Feriado da Páscoa. A Igreja, através de seus sacerdotes, aproveita a visibilidade para atacar o movimento pela discussão da legalização do aborto. Notem bem: a Igreja, tradicionalmente contrária ao aborto, não quer discutir o problema, procura atuar para impedir que o assunto seja tratado pelo povo através da maneira mais democrática: um plebiscito sobre a legalização do aborto. Portugal, recentemente, teve seu plebiscito e o aborto foi legalizado.
Mas parece que as coisas não serão tão fáceis para os religiosos. O novo governador do Rio, Sergio Cabral, deu a deixa. Ele se declarou a favor do planejamento familiar. Mais precisamente, ele considera que a discussão sobre o aborto deve acontecer. O Ministro da Saúde José Temporão também defende a realização de plebiscito sobre a legalização do aborto. Para ele esse é um assunto de “saúde pública”. O tema “legalizar o aborto” aparece com força nas agendas políticas e na imprensa.
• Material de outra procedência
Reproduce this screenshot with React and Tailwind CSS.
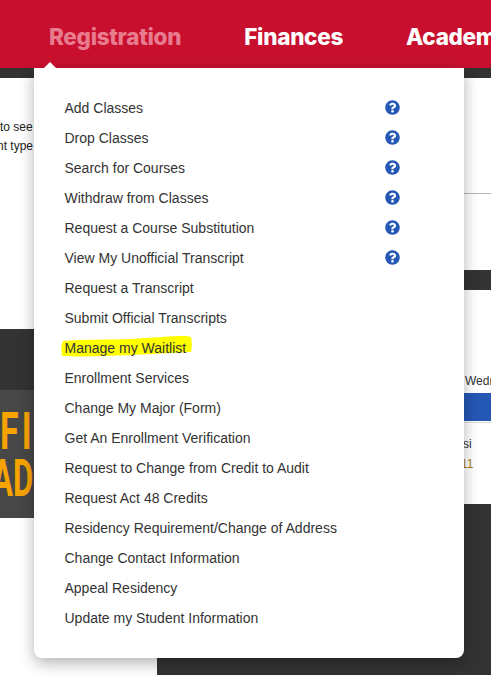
import React from "react";
import { FaQuestionCircle } from "react-icons/fa";

const items = [
  ["Add Classes", true],
  ["Drop Classes", true],
  ["Search for Courses", true],
  ["Withdraw from Classes", true],
  ["Request a Course Substitution", true],
  ["View My Unofficial Transcript", true],
  ["Request a Transcript"],
  ["Submit Official Transcripts"],
  ["Manage my Waitlist", false, true],
  ["Enrollment Services"],
  ["Change My Major (Form)"],
  ["Get An Enrollment Verification"],
  ["Request to Change from Credit to Audit"],
  ["Request Act 48 Credits"],
  ["Residency Requirement/Change of Address"],
  ["Change Contact Information"],
  ["Appeal Residency"],
  ["Update my Student Information"],
];

function Highlight() {
  return (
    <svg className="absolute left-[-4px] top-[2px]" width="132" height="23" viewBox="0 0 132 23">
      <path d="M2 6 C20 4 50 5 70 4 C90 3 105 1 125 1 L130 2 C131 6 131 13 130 17 C110 18 90 19 70 20 C45 21 20 22 1 21 C0 15 0 10 2 6 Z" fill="#ffff00" />
    </svg>
  );
}

export default function App() {
  return (
    <div className="relative h-[676px] w-[491px] overflow-hidden bg-white font-['Liberation_Sans',Arial,sans-serif]">
      <header className="flex h-[68px] items-center gap-[63px] overflow-hidden whitespace-nowrap bg-[#c8102e] pl-[49px] pt-[5px] font-['Inter',sans-serif] text-[22.5px] font-extrabold tracking-[-0.3px]">
        <span className="text-[#e97b8f]">Registration</span>
        <span className="text-white">Finances</span>
        <span className="text-white">Academics</span>
      </header>
      <div className="h-[10px] bg-[#333333]" />
      <div className="flex h-[598px]">
        <div className="w-[157px] shrink-0">
          <div className="h-[251px] overflow-hidden whitespace-nowrap pt-[40px] text-[12px] leading-[19px] text-[#222222]">
            <div>to see</div>
            <div className="-ml-[3px]">nt type</div>
          </div>
          <div className="h-[61px] bg-[#333333]" />
          <div className="h-[128px] overflow-hidden whitespace-nowrap bg-[#474747] pt-[18px] font-['Roboto',sans-serif] text-[52px] font-bold leading-[47px] text-[#f7a400]">
            <div className="origin-left scale-x-[0.65] tracking-[5px]">FII</div>
            <div className="-ml-[8px] origin-left scale-x-[0.6]">AD</div>
          </div>
        </div>
        <div className="flex-1">
          <div className="mt-[115px] h-px bg-[#b5b5b5]" />
          <div className="mt-[76px] h-[20px] bg-[#333333]" />
          <div className="mt-[83px] whitespace-nowrap pl-[308px] text-[12px] leading-[16px] text-[#333333]">Wedn</div>
          <div className="mt-[4px] h-[28px] bg-[#2557b5]" />
          <div className="mt-px h-px bg-[#dddddd]" />
          <div className="pt-[11px] text-[12px] leading-[20px] text-[#333333]">
            <div className="pl-[306px]">si</div>
            <div className="pl-[304px] text-[#a87a1a]">11</div>
          </div>
          <div className="mt-[30px] h-[171px] bg-[#333333]" />
        </div>
      </div>

      <div className="absolute left-[34px] top-[68px] h-[590px] w-[430px] rounded-b-[8px] bg-white pl-[30.5px] pt-[25px] shadow-[0_5px_15px_rgba(0,0,0,0.3)]">
        <div className="absolute left-[10px] top-[-6px] size-0 border-x-[6px] border-b-[6px] border-x-transparent border-b-white" />
        <ul className="text-[14px] leading-[30px] text-[#333333]">
          {items.map(([label, help, mark]) => (
            <li key={label} className="flex h-[30px] items-center">
              <span className="relative">
                {mark && <Highlight />}
                <span className="relative">{label}</span>
              </span>
              {help && <FaQuestionCircle className="absolute left-[351px] -mt-[2px] text-[15px] text-[#2557b5]" />}
            </li>
          ))}
        </ul>
      </div>
    </div>
  );
}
Zuenir Ventura usou seu espaço na página de opinião para comentar sobre as meninas-mães. Trata-se do enorme índice de mulheres, ainda crianças, que ficam grávidas em nosso país. Ancelmo Gois também tratou do assunto na edição de domingo do jornal. Miriam Leitão, faz algum tempo, declinou a estatística crua que mostra o perigoso caminho que nosso país está seguindo. É mais ou menos assim: as mulheres brasileiras mais miseráveis têm muito mais filhos que aquelas que têm condições de criar bem seus filhos. Uma mãe na faixa de renda abaixo de um salário mínimo tem em média mais de cinco filhos. A taxa para as mulheres com renda superior a 10 salários mínimos é de apenas 0,6 filhos por mulher! Assim, como bem registra Zuenir Ventura, o país está crescendo através de crianças geradas sem uma perspectiva de vida minimamente descente. Esses filhos e filhas, na maioria das vezes, vão compor um lar onde o pai foge de sua responsabilidade, deixando a mãe jovem para cuidar da criança. Essas famílias (ou semi-famílias) são o celeiro de crianças violentas, sem estrutura para freqüentar escolas, destinados desde sempre à marginalidade. E depois ficamos reclamando da violência das cidades? Todos conhecem a mais comentada das sacações do livro Freaknomics, que defende que a causa da diminuição da violência em Nova York não foi a política de repressão mais rígida. O motivo real foi a aprovação da legalização do aborto em 1973, que impediu a geração das crianças indesejadas, aquelas mais prováveis de se tornarem os marginais.
Então, este é o assunto do dia. A Igreja já disparou seu discurso contra o aborto ou qualquer prática de planejamento familiar. Sua orientação passa pela solução mais óbvia e pouco eficaz de ser implementada, que é o puro e simples celibato. Sexo, fica para procriação. Sem dúvida, uma proposta atual e alinhada com os anseios e realidades dos cidadãos e cidadãs. De nossa parte, ficamos com a posição radical. O aborto deve ser aprovado no país! Que seja legalizado o direito da mulher sobre seu corpo. Que não tornemos marginais as mulheres que realizam abortos a cada ano. Fiquem surpresos: o número de abortos supera o número de partos. O trabalho não é pequeno. Além do aborto, um grande projeto de educação é a solução maior para esclarecer os jovens do impacto em suas vidas se gerarem filhos indesejados ou não planejados. Entretanto, que se tome vergonha: comecemos, legalizemos o aborto em nosso país.